Bayonetta, and various other games by PlatinumGames, uses a similar model and isn’t a very hard game as a result, as any player with some persistence can make it to the end credits on standard difficulty. Try playing it for a good ranking (or score), however, and it becomes a whole different game, where any hit taken and any combo dropped hurt deeply.

On the other side of the coin are pure score chasing games like Pac-Man Championship Edition DX and Galaga Legions DX, two games in which you would actually have to go out of your way to lose all your lives.

What ‘saves’ them is that, through their fantastic audiovisual feedback and hyper-addictive play mechanics, putting down a lousy performance feels like you just got your high killed and you really want nothing less than to best your previous highest score.

This approach to punishment can give way to a slippery slope, however, and lead to a game like Kirby’s Epic Yarn, which does away with player deaths altogether and punishes players only by taking away amounts of collected score items… with a very nice looking, but unfortunately dull, tension-devoid platformer as a result.*

Super Meat Boy
Super Meat Boy

And then there are games like Super Meat Boy, that on the surface look like they pose a harrowing challenge, but whose consequence to dying is equivalent to having to reload the save state you made seconds ago.

So yes, we’re again back at the original point: a steep challenge is ultimately meaningless if the consequence of failure is negligible.
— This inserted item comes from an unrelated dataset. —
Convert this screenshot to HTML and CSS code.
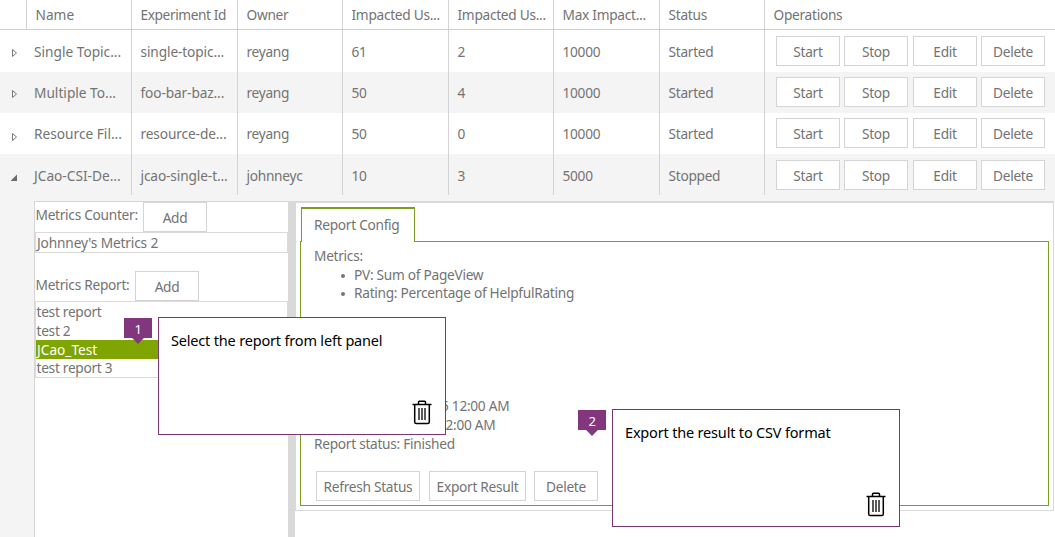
FILE: index.html
```html
<!DOCTYPE html>
<html lang="en">
<head>
<meta charset="utf-8">
<title>Experiments</title>
<link rel="stylesheet" href="styles.css">
</head>
<body>
<main class="app">
  <div class="row head">
    <div class="cell toggle"></div><div class="cell name">Name</div><div class="cell">Experiment Id</div><div class="cell">Owner</div><div class="cell">Impacted Us...</div><div class="cell">Impacted Us...</div><div class="cell">Max Impact...</div><div class="cell">Status</div><div class="cell ops-title">Operations</div>
  </div>
  <div class="row first">
    <div class="cell toggle"><svg class="arrow" viewBox="0 0 8 10"><path d="M1.5 1.5v7l4-3.5z" fill="none" stroke="#777"/></svg></div><div class="cell name">Single Topic...</div><div class="cell">single-topic...</div><div class="cell">reyang</div><div class="cell">61</div><div class="cell">2</div><div class="cell">10000</div><div class="cell">Started</div>
    <div class="cell ops"><button class="btn">Start</button><button class="btn">Stop</button><button class="btn edit">Edit</button><button class="btn">Delete</button></div>
  </div>
  <div class="row alt">
    <div class="cell toggle"><svg class="arrow" viewBox="0 0 8 10"><path d="M1.5 1.5v7l4-3.5z" fill="none" stroke="#777"/></svg></div><div class="cell name">Multiple To...</div><div class="cell">foo-bar-baz...</div><div class="cell">reyang</div><div class="cell">50</div><div class="cell">4</div><div class="cell">10000</div><div class="cell">Started</div>
    <div class="cell ops"><button class="btn">Start</button><button class="btn">Stop</button><button class="btn edit">Edit</button><button class="btn">Delete</button></div>
  </div>
  <div class="row">
    <div class="cell toggle"><svg class="arrow low" viewBox="0 0 8 10"><path d="M1.5 1.5v7l4-3.5z" fill="none" stroke="#777"/></svg></div><div class="cell name">Resource Fil...</div><div class="cell">resource-de...</div><div class="cell">reyang</div><div class="cell">50</div><div class="cell">0</div><div class="cell">10000</div><div class="cell">Started</div>
    <div class="cell ops"><button class="btn">Start</button><button class="btn">Stop</button><button class="btn edit">Edit</button><button class="btn">Delete</button></div>
  </div>
  <div class="row alt open">
    <div class="cell toggle"><svg class="arrow" viewBox="0 0 8 10"><path d="M6 1.5v6.5H-.5z" fill="#6b6b6b"/></svg></div><div class="cell name">JCao-CSI-De...</div><div class="cell">jcao-single-t...</div><div class="cell">johnneyc</div><div class="cell">10</div><div class="cell">3</div><div class="cell">5000</div><div class="cell">Stopped</div>
    <div class="cell ops"><button class="btn">Start</button><button class="btn">Stop</button><button class="btn edit">Edit</button><button class="btn">Delete</button></div>
  </div>
  <section class="detail">
    <aside class="metrics">
      <div class="metric-head counter"><span class="label">Metrics Counter:</span><button class="btn">Add</button></div>
      <ul class="list"><li class="single">Johnney's Metrics 2</li></ul>
      <div class="metric-head report"><span class="label">Metrics Report:</span><button class="btn">Add</button></div>
      <ul class="list reports"><li>test report</li><li>test 2</li><li class="selected">JCao_Test</li><li>test report 3</li></ul>
    </aside>
    <div class="splitter"></div>
    <div class="right">
      <div class="frame">
        <div class="tab">Report Config</div>
        <div class="panel">
          <div class="line">Metrics:</div>
          <ul class="bullets"><li>PV: Sum of PageView</li><li>Rating: Percentage of HelpfulRating</li></ul>
          <div class="dates"><div class="line start">5 12:00 AM</div><div class="line end">12:00 AM</div></div>
          <div class="line status">Report status: Finished</div>
          <div class="actions"><button class="btn refresh">Refresh Status</button><button class="btn export">Export Result</button><button class="btn">Delete</button></div>
        </div>
      </div>
    </div>
  </section>

  <div class="pin one"><span>1</span></div>
  <div class="note one"><p>Select the report from left panel</p>
    <svg class="trash" viewBox="0 0 20 25"><path d="M.5 4.5h19M6.5 4V2.2q0-.9.9-.9h5.2q.9 0 .9.9V4M2.7 5v17q0 1.6 1.6 1.6h11.4q1.6 0 1.6-1.6V5" fill="none" stroke="#000" stroke-width="1.5"/><path d="M7 8v12M10 8v12M13 8v12" stroke="#000" stroke-width="1.3"/></svg>
  </div>
  <div class="pin two"><span>2</span></div>
  <div class="note two"><p>Export the result to CSV format</p>
    <svg class="trash" viewBox="0 0 20 25"><path d="M.5 4.5h19M6.5 4V2.2q0-.9.9-.9h5.2q.9 0 .9.9V4M2.7 5v17q0 1.6 1.6 1.6h11.4q1.6 0 1.6-1.6V5" fill="none" stroke="#000" stroke-width="1.5"/><path d="M7 8v12M10 8v12M13 8v12" stroke="#000" stroke-width="1.3"/></svg>
  </div>
</main>
</body>
</html>
```

FILE: styles.css
```css
* { box-sizing: border-box; }
body { margin: 0; background: #fff; color: #737373; font: 13.7px/18px "Noto Sans", "Open Sans", sans-serif; letter-spacing: -0.28px; }
ul, p { margin: 0; padding: 0; list-style: none; }
.app { position: relative; width: 1055px; height: 537px; overflow: hidden; display: flex; flex-direction: column; }
.row { display: grid; grid-template-columns: 27px 105px 106px 105px 106px 105px 106px 105px 290px; height: 41px; flex: none; }
.row.head { height: 30px; border-bottom: 1px solid #d0d0d0; }
.row.first { height: 42px; }
.alt { background: #f4f4f4; }
.cell { border-right: 1px solid #d3d3d3; padding: 12px 0 0 8.5px; white-space: nowrap; overflow: hidden; }
.first .cell { padding-top: 13px; }
.open .cell { padding-top: 13px; }
.head .cell { padding-top: 6px; }
.row .cell.name { padding-left: 7px; letter-spacing: 0; }
.row .cell:nth-child(3) { letter-spacing: -0.12px; }
.head .cell.name { padding-left: 8.5px; }
.head .cell:nth-child(3) { letter-spacing: -0.4px; }
.row .cell:last-child { border-right: 0; }
.row:not(.head) .toggle { border-right: 0; padding-left: 11px; }
.arrow { display: block; width: 8px; height: 10px; margin-top: 5px; }
.arrow.low { margin-top: 7px; }
.open .arrow { margin-top: 6px; }
.row .ops { display: flex; gap: 4px; padding: 5px 0 0 11px; }
.first .ops, .open .ops { padding-top: 6px; }
.btn { flex: none; width: 64px; height: 30px; border: 1px solid #d4d4d4; background: #fff; padding: 2px 0 0; margin: 0; font: inherit; letter-spacing: inherit; color: inherit; text-align: center; white-space: nowrap; }
.edit { margin-left: 1px; }
.detail { flex: 1; display: grid; grid-template-columns: 254px 7px 760px; background: #f4f4f4; padding: 6px 0 0 34px; }
.metrics { background: #fff; border: 1px solid #d6d6d6; border-right: 0; border-bottom: 0; }
.metric-head { display: flex; height: 30px; }
.label { padding-left: 0.5px; }
.counter .label { width: 108px; padding-top: 4px; }
.report .label { width: 100px; padding-top: 5px; }
.report { margin-top: 18px; }
.list { border: 1px solid #dadada; height: 21px; width: 253px; }
.single { padding: 1px 0 0 1px; letter-spacing: -0.15px; }
.reports { height: 77px; padding-top: 1px; }
.reports li { height: 18.5px; padding-left: 0.5px; line-height: 18px; }
.reports .selected { background: #7fa600; color: #fff; padding-left: 1px; letter-spacing: 0; line-height: 19px; }
.splitter { background: #d9d9d9; }
.right { background: #fff; }
.frame { width: 759px; height: 310px; border: 1px solid #d9d9d9; border-top-width: 2px; padding: 4px 4px 0; }
.tab { position: relative; z-index: 1; width: 114px; height: 35px; margin: 0 0 -1px 1px; border: 1px solid #7a9e1f; border-top: 2px solid #7a9e1f; border-bottom: 0; background: #fff; padding: 7px 0 0 12px; }
.panel { width: 749px; height: 265px; border: 1px solid #7a9e1f; padding: 5px 13px 0; }
.bullets { padding: 1px 0 0 40px; }
.bullets li { height: 18px; display: flex; }
.bullets li::before { content: ""; width: 4px; height: 4px; border-radius: 50%; background: #777; margin: 8px 9px 0 -13px; }
.dates { padding-top: 95px; }
.start { padding-left: 127px; height: 19px; }
.end { padding-left: 124px; height: 19px; }
.actions { display: flex; padding: 18px 0 0 2px; }
.refresh { width: 104px; margin-right: 9px; }
.export { width: 97px; margin-right: 8px; }
.note { position: absolute; z-index: 3; width: 288px; height: 118px; border: 1px solid #7c3670; background: #fff; padding: 13px 12px; color: #000; font-size: 14.5px; letter-spacing: -0.18px; }
.note.one { left: 158px; top: 317px; }
.note.two { left: 612px; top: 409px; }
.trash { position: absolute; right: 13px; bottom: 9px; width: 20px; height: 25px; }
.pin { position: absolute; z-index: 4; width: 28px; height: 26px; padding-top: 2px; text-align: center; color: #fff; font-size: 13px; background: #81367d; clip-path: polygon(0 0, 100% 0, 100% 77%, 71% 77%, 50% 100%, 29% 77%, 0 77%); }
.pin.one { left: 124px; top: 318px; }
.pin.two { left: 578px; top: 410px; }
```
This is the real fake difficulty, as a second look at TVTropes definition makes me inclined to think that the success of a game’s balance and its resulting difficulty is always debatable, depending on what player you ask, and a bad game is often a bad game in many aspects other than how fair its challenge is being perceived… which leads me to the concluding article in this series, coming to the Cane and Rinse website, as soon as I can muster.

*Michiel’s opinion on Kirby’s Epic Yarn is not shared by everyone among the Cane and Rinse team, as you can hear in our podcast on the game, linked above – Leon.